Mais la confusion sur la situation économique règne surtout aux alentours de la rue Ferdowsi à Téhéran, où sont concentrés les bureaux de change. Le scénario de la fin octobre 2012 semble se répéter : un dollar s'échangeait alors à des taux records de 39 000 rials. Après être remontée autour de 25 000 rials pour un dollar, la monnaie iranienne s'effondre à nouveau de manière spectaculaire depuis quelques semaines (4). C'est un très mauvais signe pour le régime à l'approche des élections présidentielles de juin 2013. Les réponses du gouvernement sont déconcertantes : création d'un bureau de change gouvernemental visant à favoriser les investissements dans le pays, avec un taux de conversion d'environ 14 000 rials pour un dollar soit... 2 000 rials de plus que le taux de change officiel fixé par la banque centrale ! Si l'on compare aux taux réels du marché « noir » tel qu'il est caractérisé par le régime et qui s'élève à 39 000 rials, on comprend le peu d'engouement dont font preuve les investisseurs.

La crise économique couve une crise politique.

D'un point de vue politique, on sait que le divorce est consommé entre le président Ahmadinejad et le guide suprême Khamenei, qui avait pourtant adoubé le premier en juin 2009 lors de sa réélection contestée.
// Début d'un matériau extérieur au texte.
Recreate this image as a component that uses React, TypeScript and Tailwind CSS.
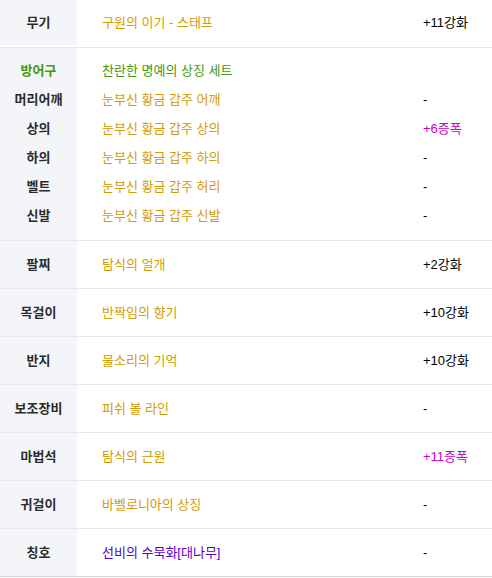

Plusieurs fois convoqué devant le Majles (5) à majorité ultra-conservatrice (partisane de Larijani, président du parlement et protégé du guide) depuis les législatives de 2011, Ahmadinejad est régulièrement vilipendé pour sa gestion désastreuse de la crise économique et l'effondrement du rial.  Tout cela a un fort impact sur le moral des ménages iraniens et risque bien d'obliger le régime à verrouiller encore plus sévèrement les élections présidentielles de juin 2013 dont l'issue risque encore plus farcesque qu'en 2009.
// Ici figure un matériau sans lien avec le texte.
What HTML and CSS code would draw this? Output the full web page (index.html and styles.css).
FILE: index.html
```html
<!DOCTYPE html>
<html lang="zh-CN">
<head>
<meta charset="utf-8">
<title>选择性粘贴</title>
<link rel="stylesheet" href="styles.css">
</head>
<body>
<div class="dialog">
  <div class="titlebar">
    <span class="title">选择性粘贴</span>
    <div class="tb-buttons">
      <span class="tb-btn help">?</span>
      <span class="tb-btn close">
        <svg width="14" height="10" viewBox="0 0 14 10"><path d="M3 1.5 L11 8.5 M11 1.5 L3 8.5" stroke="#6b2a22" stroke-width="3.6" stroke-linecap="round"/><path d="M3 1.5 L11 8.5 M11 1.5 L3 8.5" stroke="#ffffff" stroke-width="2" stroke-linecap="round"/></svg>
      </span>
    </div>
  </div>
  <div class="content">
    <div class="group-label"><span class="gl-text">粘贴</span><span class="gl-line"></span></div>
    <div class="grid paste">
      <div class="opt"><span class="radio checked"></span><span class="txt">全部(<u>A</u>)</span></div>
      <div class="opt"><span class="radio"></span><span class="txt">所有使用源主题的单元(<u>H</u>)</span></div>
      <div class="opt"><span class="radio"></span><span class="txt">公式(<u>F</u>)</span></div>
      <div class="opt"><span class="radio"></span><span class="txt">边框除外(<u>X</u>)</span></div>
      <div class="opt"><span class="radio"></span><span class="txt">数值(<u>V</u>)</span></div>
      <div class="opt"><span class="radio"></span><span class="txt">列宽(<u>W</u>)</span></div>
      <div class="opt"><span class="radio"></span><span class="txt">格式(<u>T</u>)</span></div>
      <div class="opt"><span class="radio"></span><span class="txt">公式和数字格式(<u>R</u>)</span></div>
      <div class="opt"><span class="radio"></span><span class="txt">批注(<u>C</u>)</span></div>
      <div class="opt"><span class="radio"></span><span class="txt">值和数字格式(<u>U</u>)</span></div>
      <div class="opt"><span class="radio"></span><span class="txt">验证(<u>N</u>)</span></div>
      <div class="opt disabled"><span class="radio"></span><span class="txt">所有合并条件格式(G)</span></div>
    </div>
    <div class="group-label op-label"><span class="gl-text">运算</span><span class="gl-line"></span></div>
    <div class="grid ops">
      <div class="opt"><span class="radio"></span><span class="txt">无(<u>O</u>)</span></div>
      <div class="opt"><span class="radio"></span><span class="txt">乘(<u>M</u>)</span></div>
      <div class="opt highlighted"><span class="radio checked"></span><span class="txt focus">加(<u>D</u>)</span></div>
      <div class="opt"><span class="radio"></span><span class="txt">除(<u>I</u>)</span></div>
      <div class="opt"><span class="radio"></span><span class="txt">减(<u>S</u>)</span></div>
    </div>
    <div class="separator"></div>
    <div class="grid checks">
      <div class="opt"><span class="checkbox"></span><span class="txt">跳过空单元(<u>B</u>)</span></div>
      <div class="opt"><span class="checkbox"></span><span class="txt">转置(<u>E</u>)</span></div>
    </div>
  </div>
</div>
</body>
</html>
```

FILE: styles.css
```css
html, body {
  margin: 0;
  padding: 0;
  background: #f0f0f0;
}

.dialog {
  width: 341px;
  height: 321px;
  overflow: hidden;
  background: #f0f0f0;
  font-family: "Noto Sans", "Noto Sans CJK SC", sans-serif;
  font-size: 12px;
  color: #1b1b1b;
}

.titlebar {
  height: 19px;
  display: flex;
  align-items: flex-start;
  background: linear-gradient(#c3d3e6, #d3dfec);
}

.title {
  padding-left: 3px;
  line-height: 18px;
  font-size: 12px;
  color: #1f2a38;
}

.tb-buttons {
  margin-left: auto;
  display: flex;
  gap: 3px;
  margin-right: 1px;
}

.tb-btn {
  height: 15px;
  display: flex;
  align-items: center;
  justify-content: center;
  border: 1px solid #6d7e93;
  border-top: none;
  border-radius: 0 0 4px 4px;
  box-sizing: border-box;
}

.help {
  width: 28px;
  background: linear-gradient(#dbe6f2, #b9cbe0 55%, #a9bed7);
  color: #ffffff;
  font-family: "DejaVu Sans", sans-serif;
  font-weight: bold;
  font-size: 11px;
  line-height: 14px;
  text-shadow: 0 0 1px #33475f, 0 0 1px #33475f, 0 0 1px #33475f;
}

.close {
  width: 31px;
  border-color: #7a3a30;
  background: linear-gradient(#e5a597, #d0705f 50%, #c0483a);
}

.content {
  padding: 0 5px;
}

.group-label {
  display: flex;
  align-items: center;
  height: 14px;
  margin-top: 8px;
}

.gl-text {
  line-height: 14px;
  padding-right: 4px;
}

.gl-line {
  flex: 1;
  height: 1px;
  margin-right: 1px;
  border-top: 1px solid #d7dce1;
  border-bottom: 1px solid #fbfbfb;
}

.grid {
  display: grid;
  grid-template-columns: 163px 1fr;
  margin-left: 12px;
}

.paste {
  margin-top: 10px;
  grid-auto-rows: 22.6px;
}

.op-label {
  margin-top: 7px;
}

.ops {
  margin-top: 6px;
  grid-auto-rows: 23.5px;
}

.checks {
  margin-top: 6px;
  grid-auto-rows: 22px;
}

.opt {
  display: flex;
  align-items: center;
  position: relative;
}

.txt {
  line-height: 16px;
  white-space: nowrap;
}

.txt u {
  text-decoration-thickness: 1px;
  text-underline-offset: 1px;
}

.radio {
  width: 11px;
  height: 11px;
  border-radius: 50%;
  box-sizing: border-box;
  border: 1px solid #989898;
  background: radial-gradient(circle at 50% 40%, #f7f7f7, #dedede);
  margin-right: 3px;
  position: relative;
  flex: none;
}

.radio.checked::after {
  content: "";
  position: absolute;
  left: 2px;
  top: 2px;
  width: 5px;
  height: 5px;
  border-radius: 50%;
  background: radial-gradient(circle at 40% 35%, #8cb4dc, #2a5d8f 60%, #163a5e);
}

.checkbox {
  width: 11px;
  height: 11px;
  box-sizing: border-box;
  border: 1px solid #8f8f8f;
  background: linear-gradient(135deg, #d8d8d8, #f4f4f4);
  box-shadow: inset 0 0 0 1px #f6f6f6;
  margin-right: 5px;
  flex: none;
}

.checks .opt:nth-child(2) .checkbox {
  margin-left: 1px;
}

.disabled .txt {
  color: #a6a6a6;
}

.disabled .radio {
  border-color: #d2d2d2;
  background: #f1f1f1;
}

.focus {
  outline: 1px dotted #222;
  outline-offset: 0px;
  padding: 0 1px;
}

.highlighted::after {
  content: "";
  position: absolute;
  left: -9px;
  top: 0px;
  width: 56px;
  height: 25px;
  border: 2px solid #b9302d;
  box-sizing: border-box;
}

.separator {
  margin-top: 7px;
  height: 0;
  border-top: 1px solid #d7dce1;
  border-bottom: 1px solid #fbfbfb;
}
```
Caricature de Mahmoud Ahmanidejad, président de la république et Ali Larijani, président du parlement. Le magazine « Mah » [le mois, ndb] titre : « L'attente au virage » au lendemain d'une passe d'arme entre les deux hommes en pleine assemblée.

En outre, les scandales de clientélisme et de corruption à haut niveau ne peuvent que déstabiliser l'économie iranienne, étroitement liée aux politiques qui en détiennent les clefs. La lutte des clans, des idéologies et des fortunes personnelles se fait plus évidente à l'approche des élections. La semaine passée, lors d'une énième convocation, Ahmadinejad a fait diffuser au parlement, une vidéo montrant le versement de pots de vin au chef du système judiciaire un certain Fazel... Larijani, le frère du président du Majles. Ces enfantillages politiciens ne peuvent donc ni rassurer les marchés, ni inciter les investisseurs étrangers dans un pays plus que jamais instable.
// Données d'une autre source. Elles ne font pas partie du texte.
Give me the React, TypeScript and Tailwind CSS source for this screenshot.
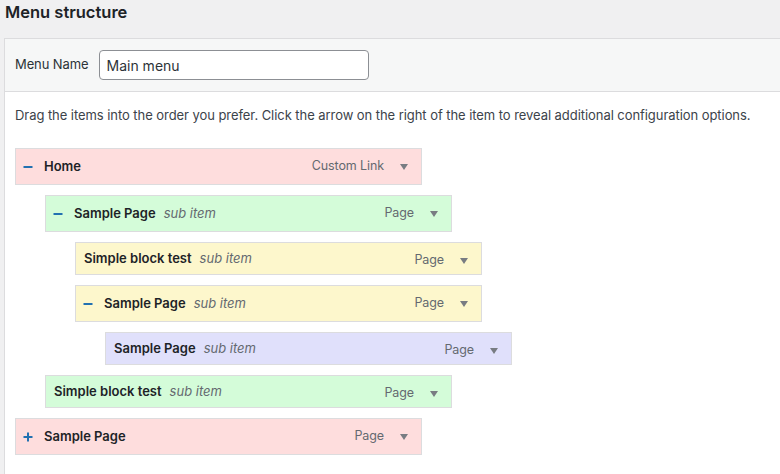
import React from 'react';

type Item = {
  title: string;
  depth: number;
  type: string;
  color: string;
  toggle?: 'minus' | 'plus';
  sub?: boolean;
};

const ITEMS: Item[] = [
  { title: 'Home', depth: 0, type: 'Custom Link', color: 'bg-[#fedddd]', toggle: 'minus' },
  { title: 'Sample Page', depth: 1, type: 'Page', color: 'bg-[#d4fcd9]', toggle: 'minus', sub: true },
  { title: 'Simple block test', depth: 2, type: 'Page', color: 'bg-[#fdf7cc]', sub: true },
  { title: 'Sample Page', depth: 2, type: 'Page', color: 'bg-[#fdf7cc]', toggle: 'minus', sub: true },
  { title: 'Sample Page', depth: 3, type: 'Page', color: 'bg-[#e0e0fb]', sub: true },
  { title: 'Simple block test', depth: 1, type: 'Page', color: 'bg-[#d4fcd9]', sub: true },
  { title: 'Sample Page', depth: 0, type: 'Page', color: 'bg-[#fedddd]', toggle: 'plus' },
];

const indent = ['ml-0', 'ml-[30px]', 'ml-[60px]', 'ml-[90px]'];

const Toggle = ({ kind }: { kind: 'minus' | 'plus' }) => (
  <svg width="10" height="10" viewBox="0 0 10 10" className="ml-[7px] mr-[11px] shrink-0">
    <rect x="0.5" y="4" width="9" height="2" fill="#2271b1" />
    {kind === 'plus' && <rect x="4" y="0.5" width="2" height="9" fill="#2271b1" />}
  </svg>
);

const MenuItem = ({ item }: { item: Item }) => (
  <div
    className={`${indent[item.depth]} ${item.color} ${item.toggle ? 'h-[37px]' : 'h-[33px]'} w-[407px] border border-[#dcdcde] flex items-center`}
  >
    {item.toggle ? <Toggle kind={item.toggle} /> : <span className="w-[8px] shrink-0" />}
    <span className="font-semibold text-[13px] text-[#1d2327]">{item.title}</span>
    {item.sub && <span className="italic text-[13px] text-[#646970] ml-[8px]">sub item</span>}
    <div className="ml-auto self-start h-[35px] flex items-center pr-[13px]">
      <span className="text-[12.5px] tracking-[-0.1px] text-[#646970]">{item.type}</span>
      <svg width="8" height="6" viewBox="0 0 8 6" className="ml-[16px]">
        <path d="M0 0 L8 0 L4 6 Z" fill="#787c82" />
      </svg>
    </div>
  </div>
);

export default function App() {
  return (
    <div className="w-[780px] h-[474px] overflow-hidden bg-[#f0f0f1] pl-[4px] font-['Inter',sans-serif] text-[#3c434a]">
      <h2 className="pl-[1px] h-[38px] leading-[24px] text-[16.5px] font-semibold text-[#1d2327]">Menu structure</h2>
      <div className="w-[820px] border border-[#dcdcde] bg-white">
        <div className="h-[53px] bg-[#f6f7f7] border-b border-[#dcdcde] flex items-center px-[10px]">
          <label className="text-[13px] text-[#2c3338] mr-[10px] tracking-[-0.1px]">Menu Name</label>
          <div className="w-[270px] h-[30px] rounded-[4px] border border-[#8c8f94] bg-white flex items-center px-[7px] text-[14px] text-[#2c3338]">
            Main menu
          </div>
        </div>
        <div className="px-[10px] pt-[13px] pb-[40px]">
          <p className="text-[13px] leading-[20px] tracking-[-0.06px] text-[#3c434a]">
            Drag the items into the order you prefer. Click the arrow on the right of the item to reveal additional configuration options.
          </p>
          <div className="mt-[23px] flex flex-col gap-[10px]">
            {ITEMS.map((item, i) => (
              <MenuItem key={i} item={item} />
            ))}
          </div>
        </div>
      </div>
    </div>
  );
}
Dans ce contexte, le pragmatisme d'un Rafsanjani, ancien président, personnalité structurante de la République islamique et partisan d'une certaine forme de normalisation du pays dans la communauté internationale pourrait redonner confiance dans la gestion des affaires iraniennes. Toutefois, Ali Khamenei, le guide suprême, véritable autorité du pays, semble lui préférer l'ultra-conservateur Larijani, signal tacite lancé aux occidentaux que la ligne du régime n'est pas prête de changer, en dépit des sanctions. Ces dernières ont des conséquences toujours plus difficiles pour la population : l'inflation galopante, officiellement de 11% depuis quelques années serait en réalité de 25% selon l'aveu même de certaines personnalités du régime. Alors que la CIA estime l'inflation à 23,6% en 2012 (5), le gouverneur de la banque centrale, empêtré dans des affaires judiciaires troubles, menace de publier, pour la première fois, le chiffre réel de 28%. Autant d'éléments très préoccupants pour l'avenir du pays.


(1) Le croissant chi'ite est un espace géographique constitué de l'Iran, l'Iraq, la Syrie et le Liban où des forces politiques chi'ites sont au pouvoir [le Hezbollah libanais, qui détient la majorité au gouvernement avec ses alliés, est très proche de l'Iran]. De fait, ces pays sont des alliés traditionnels de Téhéran, dans une région moyen-orientale principalement sunnite.
Pour plus d'explications, se reporter à l'article de Gérard-François Dumont« L'Iran et le "croissant chiite" : mythes, réalités et prospective », in La Revue Géopolitique, 16 mai 2009.
(2) Voir l'article « What’s Iran doing with Turkish gold? », publié par Humay Guliyeva.
(3) bāzāri : vendeurs du bāzār-e bozorg de Téhéran, ayant une force influence sur l'économie et donc la vie politique iranienne.
(4) Tableau interactif sur les taux IRR/USD disponible ici. En Iran, les conversions de monnaies sont strictement contrôlées par le gouvernement. Un touriste allant échanger ses devises dans une banque nationale obtiendra ainsi 16 700 rials pour un euro, taux fixé par la banque centrale, alors qu'il en aura 51 100 au 3 février 2013 dans un bureau de change du « marché noir ».
(5) Majles-e shora-ye eslami « Assemblée consultative islamique », chambre du parlement monocaméral iranien.
(6) Fiche Iran du CIA - World Factbook.